To gather information from outlets he can’t visit personally, Gohashi reviews a monthly report that sales reps post on a database. He says that helps him spot trends and problems that might otherwise go unnoticed.

Protecting the brand he’s worked so hard to help build has also been a major concern for Gohashi.

Because success attracts imitators, ASICS America began to find that products were showing up in the marketplace that it thought were a little too similar to its own distinctive stripe design used on its products for years. “We’ve had what we call the tiger stripes since 1979,” Gohashi says. “Now that we’re starting to grow as a company, both in the U.S. and globally, we have to protect that. So we have to be very aggressive with any kinds of knockoffs or counterfeits using our design. There are many fakes on the market.”

To counter imitators and discourage future attempts at knockoffs, Gohashi initiated a campaign of legal actions last year against manufacturers, marketers and retailers involved with products that it deemed were infringing on its designs. Suits were filed against the likes of Skechers, Target and Payless ShoeSource.

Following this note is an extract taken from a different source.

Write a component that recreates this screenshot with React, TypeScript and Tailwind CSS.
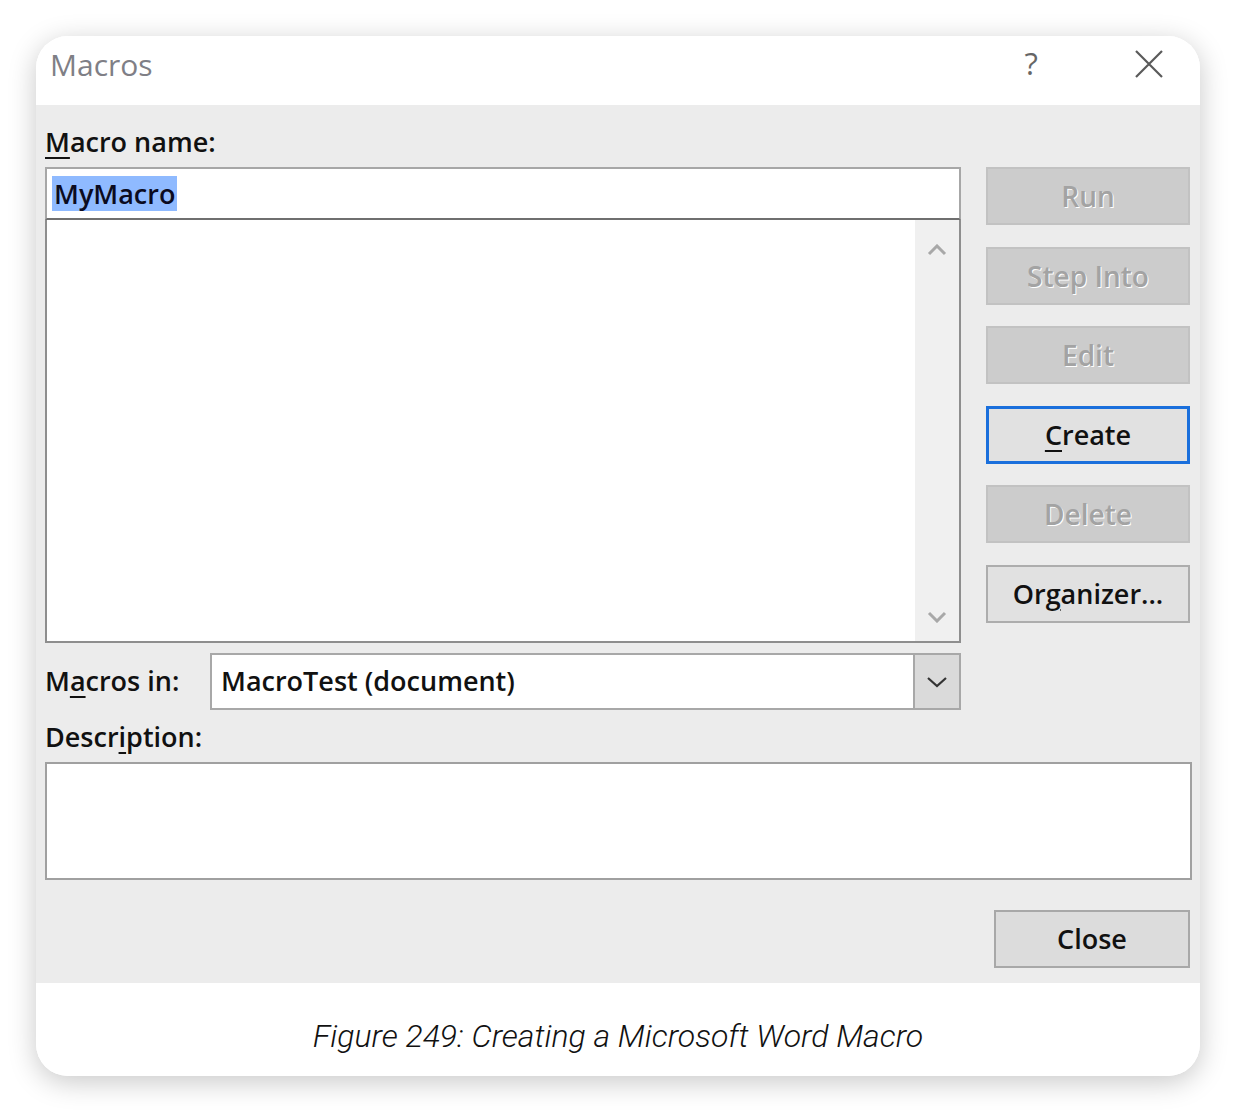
import React from "react";

const ui = { fontFamily: '"Open Sans", "Noto Sans", "DejaVu Sans", sans-serif' };

function Btn({ children, kind }: { children: React.ReactNode; kind: "disabled" | "default" | "normal" }) {
  if (kind === "disabled") {
    return (
      <div
        className="h-[58px] w-full flex items-center justify-center bg-[#cccccc] border-2 border-[#c2c2c2] text-[28px] text-[#a3a3a3] font-semibold"
        style={{ textShadow: "1px 1px 0 #ffffff" }}
      >
        {children}
      </div>
    );
  }
  if (kind === "default") {
    return (
      <div className="h-[58px] w-full flex items-center justify-center bg-[#e1e1e1] border-[3px] border-[#1a6fdc] text-[27px] text-[#111] font-semibold">
        {children}
      </div>
    );
  }
  return (
    <div className="h-[58px] w-full flex items-center justify-center bg-[#e1e1e1] border-2 border-[#adadad] text-[27px] text-[#111] font-semibold">
      {children}
    </div>
  );
}

export default function App() {
  return (
    <div className="w-[1236px] h-[1112px] bg-white p-[36px]" style={ui}>
      <div className="w-full h-full rounded-[32px] overflow-hidden flex flex-col bg-white shadow-[0_6px_28px_rgba(0,0,0,0.22)]">
        {/* title bar */}
        <div className="h-[69px] shrink-0 bg-white flex items-center pl-[14px] pr-[36px]">
          <span className="text-[30px] text-[#7f7f86] leading-none -mt-[12px]">Macros</span>
          <div className="flex-1" />
          <span className="text-[31px] text-[#666] leading-none -mt-[14px] mr-[96px]">?</span>
          <svg width="30" height="30" viewBox="0 0 30 30" className="-mt-[14px]">
            <path d="M2 2 L28 28 M28 2 L2 28" stroke="#5a5a5a" strokeWidth="2.2" fill="none" />
          </svg>
        </div>

        {/* body */}
        <div className="h-[878px] shrink-0 bg-[#ececec] pl-[9px] pr-[8px] flex flex-col text-[#111]">
          <div className="h-[62px] pt-[21px] text-[27px] leading-[32px] font-semibold">
            <span className="underline decoration-2 underline-offset-[5px]">M</span>acro name:
          </div>

          <div className="flex">
            {/* left column */}
            <div className="w-[916px] flex flex-col">
              <div className="h-[53px] bg-white border-2 border-[#a7a7a7] border-b-[#6f6f6f] flex items-center pl-[5px]">
                <span className="bg-[#8fbaff] text-[27px] leading-[35px] px-[2px] font-semibold text-[#0b0b20]">MyMacro</span>
              </div>
              <div className="h-[423px] bg-white border-2 border-t-0 border-[#8e8e8e] flex justify-end">
                <div className="w-[44px] h-full bg-[#f0f0f0] flex flex-col items-center justify-between pt-[24px] pb-[18px]">
                  <svg width="20" height="12" viewBox="0 0 20 12">
                    <path d="M2 10 L10 2 L18 10" stroke="#a8a8a8" strokeWidth="3" fill="none" />
                  </svg>
                  <svg width="20" height="12" viewBox="0 0 20 12">
                    <path d="M2 2 L10 10 L18 2" stroke="#a8a8a8" strokeWidth="3" fill="none" />
                  </svg>
                </div>
              </div>
              <div className="mt-[10px] h-[57px] flex items-center">
                <div className="w-[165px] text-[27px] font-semibold">
                  M<span className="underline decoration-2 underline-offset-[5px]">a</span>cros in:
                </div>
                <div className="flex-1 h-full bg-white border-2 border-[#a8a8a8] flex">
                  <div className="flex-1 flex items-center pl-[9px] text-[27px] font-semibold">MacroTest (document)</div>
                  <div className="w-[46px] h-full bg-[#dadada] border-l-2 border-[#a8a8a8] flex items-center justify-center">
                    <svg width="22" height="12" viewBox="0 0 22 12">
                      <path d="M2 2 L11 10 L20 2" stroke="#333" strokeWidth="2.2" fill="none" />
                    </svg>
                  </div>
                </div>
              </div>
            </div>

            {/* right column */}
            <div className="ml-[25px] w-[204px] flex flex-col gap-[21.6px]">
              <Btn kind="disabled">Run</Btn>
              <Btn kind="disabled">Step Into</Btn>
              <Btn kind="disabled">Edit</Btn>
              <Btn kind="default">
                <span className="underline decoration-2 underline-offset-[5px]">C</span>reate
              </Btn>
              <Btn kind="disabled">Delete</Btn>
              <Btn kind="normal">
                Or<span className="underline decoration-2 underline-offset-[5px]">g</span>anizer...
              </Btn>
            </div>
          </div>

          <div className="h-[52px] pt-[11px] text-[27px] leading-[32px] font-semibold">
            Descr<span className="underline decoration-2 underline-offset-[5px]">i</span>ption:
          </div>
          <div className="h-[118px] bg-white border-2 border-[#a0a0a0]" />

          <div className="mt-[30px] flex justify-end pr-[2px]">
            <div className="w-[196px] h-[58px] bg-[#dcdcdc] border-2 border-[#a8a8a8] flex items-center justify-center text-[27px] font-semibold">
              Close
            </div>
          </div>
        </div>

        {/* caption */}
        <div className="flex-1 bg-white flex items-center justify-center pt-[12px]">
          <span
            className="italic font-light text-[32px] text-[#111]"
            style={{ fontFamily: 'Roboto, "Liberation Sans", sans-serif' }}
          >
            Figure 249: Creating a Microsoft Word Macro
          </span>
        </div>
      </div>
    </div>
  );
}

He says it’s difficult to gauge how much effect the effort has had on either quelling imitators or protecting its own sales by keeping counterfeit products out of the market, but he says that any company has to do whatever it can to protect its brand. “We’re making a statement — we’re definitely going through with the lawsuits — but it’s also a statement because we are releasing that information publicly,” says Gohashi. “The brand is the most important asset for us, and we have to protect our brand.”